WATCH: There is a long list of alleged misspending in B.C. Speaker Darryl Plecas’s report. One includes a wood splitter allegedly ordered for the Legislature at a cost of $3,200, along with a $10,000 trailer. But they were never delivered because, allegedly, they were kept at the clerk’s house.
It’s the Cadillac of wood splitters. The Wallenstein Firebolt slices through wood like butter and is sold for around $3,500.
A similar Wallenstein splitter is parked on the grounds of the B.C. legislature. And near it, is the $10,000 trailer allegedly purchased at the same time by the legislature and delivered to the clerk of the legislature’s home, according to a report by British Columbia legislature Speaker Darryl Plecas.
The leader of the BC Green Party, Andrew Weaver, said he cannot believe the allegations of misspending are so flagrant.
“How many of you have found a fireplace in the legislature that requires firewood to be split? Not a single person can find one,” Weaver said.

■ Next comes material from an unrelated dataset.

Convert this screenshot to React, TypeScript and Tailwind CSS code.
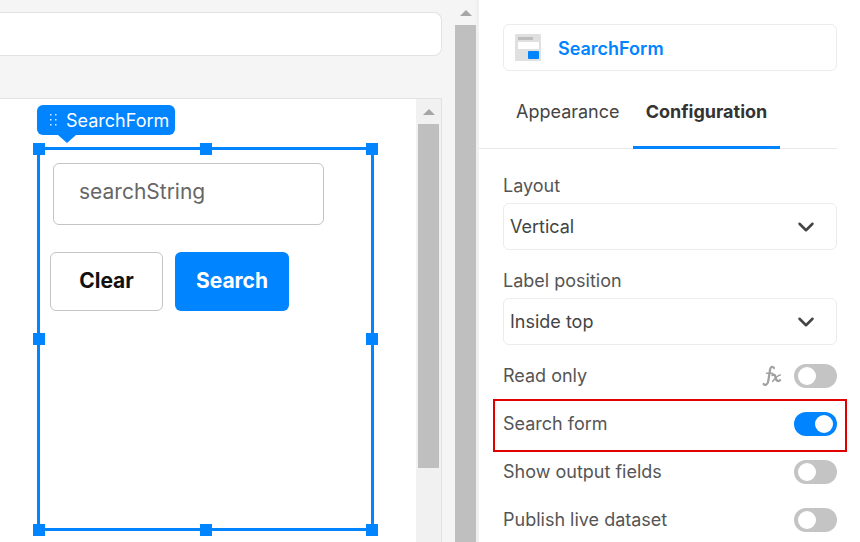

His outrage follows allegations of misspending by the suspended Clerk of the Legislature Craig James and the sergeant-at-arms, Gary Lenz.
The report by Plecas lists numerous expense allegations, including a $1,000 suit bought in London by James at the exclusive Ede & Ravenscroft store and paid for by B.C. taxpayers.
“I’m livid about this, as you can probably tell. I’m incensed. And I can assure British Columbians that the BC Green Party caucus will not stand by and watch this continue. We are backing the speaker 100 per cent,” Weaver said.
Sixteen current and former employees came to the Speaker’s office with troubling allegations concerning the clerk and sergeant-at-arms. Some of the whistleblowers lost their jobs for coming forward, according to Plecas.
The Speaker’s chief of staff, Alan Mullen, followed up on their concerns and found a disturbing cycle.
“What we found in a lot of these expenses is that Mr. James would sign off on Mr. Lenz’s and vice versa,” Mullen said.
James and Lenz deny any wrongdoing and are not charged with any crimes. The RCMP is investigating, overseen by two special prosecutors.
But confidence in the legislature is shaken according to the executive director of Integrity BC, Dermod Travis.
“There is nothing criminal about having an overly generous extravagant travel policy. But that doesn’t excuse their behaviour. It doesn’t excuse their responsibility to the people who pay for that travel policy,” Travis said.